The high-redshift ( $z>2$ ) contribution to CCSN-SGWB is negligible, and changes in the choice of SFR prescription alter the results only moderately.

7. Prospects, Significance, and Theoretical Implications

Practical detectability: Realistic detection of the CCSN SGWB is outside the scope of current and planned third-generation ground-based detectors. Only under implausibly high GW emission per event or an unusually high fraction of rapidly rotating progenitors could $\Omega_{\mathrm{GW}}$ approach detectability thresholds (Finkel et al., 2021, Chowdhury et al., 3 Sep 2024).
Scientific role: The CCSN contribution is an astrophysical background of interest for theoretical completeness and as a verification baseline for population synthesis and 3D explosion modeling. Its "subdominant" nature ensures that it does not constitute a limiting foreground for the detection of primordial or CBC-generated backgrounds.
Distinctive spectral signature: The central frequency ( $\sim$ 500–800 Hz), two-peak structure, and broad plateau are unique identifiers. Detection (or upper limits) could probe aspects of progenitor rotation statistics, explosion mechanism variability, and nuclear equation-of-state under extreme conditions.
Impact on SGWB searches: The CCSN background does not mask cosmological or binary merger signals nor introduce significant bias below the $\Omega_{\mathrm{GW}} \sim 10^{-13}$ sensitivity regime. Thus, it poses little to no hindrance to the interpretation or extraction of stronger stochastic components (Finkel et al., 2021, Chowdhury et al., 3 Sep 2024, Pacheco, 2020).

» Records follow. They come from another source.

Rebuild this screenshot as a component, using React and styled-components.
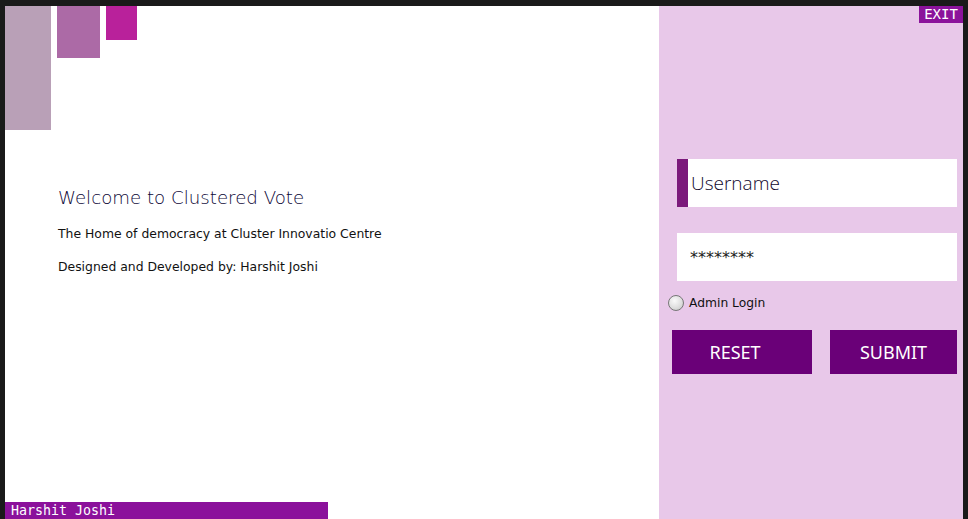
import React from "react";
import styled, { createGlobalStyle } from "styled-components";

const GlobalStyle = createGlobalStyle`
  html, body {
    margin: 0;
    padding: 0;
    background: #1a1a1a;
  }
  body {
    font-family: "DejaVu Sans", "Liberation Sans", sans-serif;
  }
`;

const App = () => {
  return (
    <Frame>
      <GlobalStyle />
      <Window>
        <LeftPanel>
          <Blocks>
            <Block w={46} h={124} color="#b9a0b7" />
            <Block w={43} h={52} color="#ac6aa6" />
            <Block w={31} h={34} color="#b9219b" />
          </Blocks>
          <Intro>
            <Title>Welcome to Clustered Vote</Title>
            <Line>The Home of democracy at Cluster Innovatio Centre</Line>
            <Line>Designed and Developed by: Harshit Joshi</Line>
          </Intro>
          <Footer>Harshit Joshi</Footer>
        </LeftPanel>
        <RightPanel>
          <TopRow>
            <ExitButton>EXIT</ExitButton>
          </TopRow>
          <Field marked>
            <FieldText big>Username</FieldText>
          </Field>
          <Field>
            <FieldText>********</FieldText>
          </Field>
          <RadioRow>
            <Radio />
            <RadioLabel>Admin Login</RadioLabel>
          </RadioRow>
          <Buttons>
            <ActionButton w={140} shift={14}>RESET</ActionButton>
            <ActionButton w={127}>SUBMIT</ActionButton>
          </Buttons>
        </RightPanel>
      </Window>
    </Frame>
  );
};

export default App;

const Frame = styled.div`
  width: 968px;
  height: 519px;
  box-sizing: border-box;
  padding: 6px 5px 0 5px;
  background: #1a1a1a;
  overflow: hidden;
`;

const Window = styled.div`
  display: flex;
  height: 100%;
`;

const LeftPanel = styled.div`
  width: 654px;
  background: #ffffff;
  display: flex;
  flex-direction: column;
`;

const Blocks = styled.div`
  display: flex;
  align-items: flex-start;
  gap: 6px;
`;

const Block = styled.div`
  width: ${(p) => p.w}px;
  height: ${(p) => p.h}px;
  background: ${(p) => p.color};
`;

const Intro = styled.div`
  margin: 57px 0 0 53px;
  display: flex;
  flex-direction: column;
`;

const Title = styled.div`
  font-size: 18.2px;
  font-weight: 200;
  color: #0c0636;
  line-height: 22px;
  margin-bottom: 17px;
`;

const Line = styled.div`
  font-size: 12.4px;
  color: #111;
  line-height: 15px;
  margin-bottom: 18px;
`;

const Footer = styled.div`
  margin-top: auto;
  width: 323px;
  height: 17px;
  background: #8b119b;
  color: #fff;
  font-family: "DejaVu Sans Mono", "Liberation Mono", monospace;
  font-size: 13.3px;
  line-height: 17px;
  padding-left: 6px;
  box-sizing: border-box;
`;

const RightPanel = styled.div`
  flex: 1;
  background: #e8c8e9;
  display: flex;
  flex-direction: column;
`;

const TopRow = styled.div`
  display: flex;
  justify-content: flex-end;
`;

const ExitButton = styled.div`
  width: 44px;
  height: 17px;
  background: #8b139b;
  color: #fff;
  font-family: "DejaVu Sans Mono", "Liberation Mono", monospace;
  font-size: 14px;
  line-height: 17px;
  text-align: center;
`;

const Field = styled.div`
  margin: ${(p) => (p.marked ? "136px" : "26px")} 6px 0 18px;
  height: 48px;
  background: #fff;
  display: flex;
  align-items: center;
  box-sizing: border-box;
  border-left: ${(p) => (p.marked ? "11px solid #7b1a7b" : "none")};
  padding-left: ${(p) => (p.marked ? "3px" : "13px")};
`;

const FieldText = styled.span`
  font-size: ${(p) => (p.big ? "19px" : "16px")};
  font-weight: ${(p) => (p.big ? 300 : 400)};
  color: ${(p) => (p.big ? "#12082e" : "#222")};
  font-family: ${(p) =>
    p.big
      ? `"Open Sans", "Noto Sans", "DejaVu Sans", sans-serif`
      : `"DejaVu Sans", sans-serif`};
`;

const RadioRow = styled.div`
  display: flex;
  align-items: center;
  margin: 14px 0 0 9px;
  height: 16px;
`;

const Radio = styled.span`
  width: 14px;
  height: 14px;
  border-radius: 50%;
  border: 1px solid #777;
  background: radial-gradient(circle at 40% 35%, #fafafa 0%, #dcdcdc 60%, #bdbdbd 100%);
`;

const RadioLabel = styled.span`
  margin-left: 5px;
  font-size: 12.3px;
  color: #111;
`;

const Buttons = styled.div`
  display: flex;
  gap: 18px;
  margin: 19px 0 0 13px;
`;

const ActionButton = styled.div`
  width: ${(p) => p.w}px;
  height: 44px;
  box-sizing: border-box;
  padding-right: ${(p) => p.shift || 0}px;
  background: #6a0078;
  color: #fff;
  font-family: "Noto Sans", "DejaVu Sans", sans-serif;
  font-size: 18px;
  display: flex;
  align-items: center;
  justify-content: center;
`;
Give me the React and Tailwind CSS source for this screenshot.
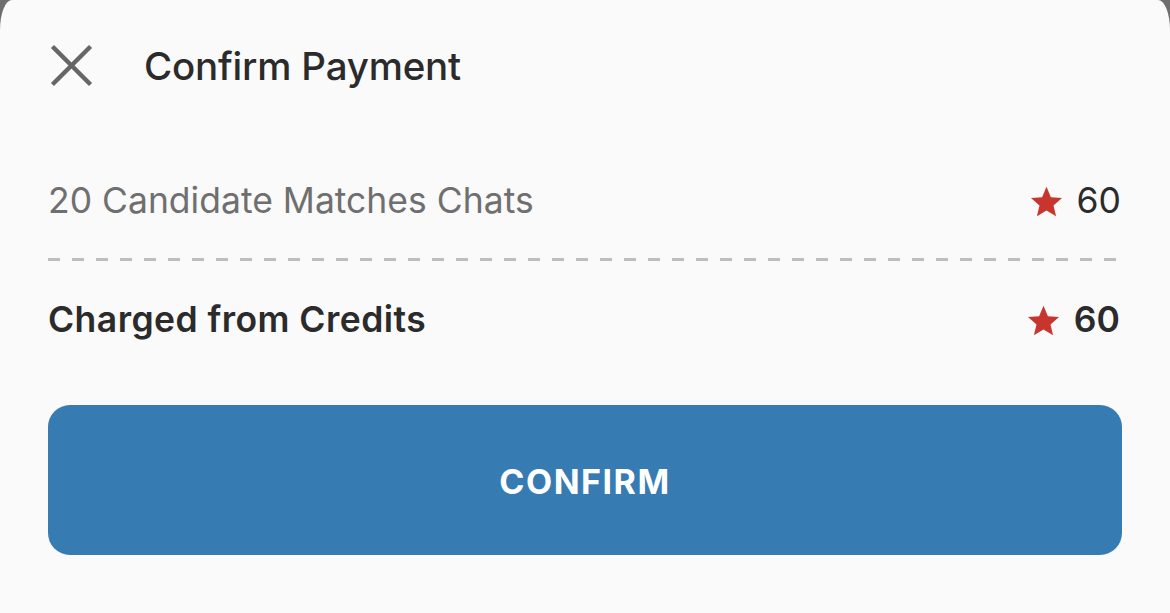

In summary, the SGWB from core-collapse events, as rigorously modeled with current simulations and cosmic rate estimates, is a well-characterized but subdominant feature of the gravitational-wave sky, peaking at $\Omega_{\mathrm{GW}} \sim 10^{-14}$ – $10^{-13}$ at 500–800 Hz for realistic progenitor populations. Its amplitude sits $2$–$5$ orders of magnitude below both astrophysical (CBC) and many cosmological backgrounds, remaining unobservable with envisioned detector capabilities for the foreseeable future (Finkel et al., 2021, Chowdhury et al., 3 Sep 2024).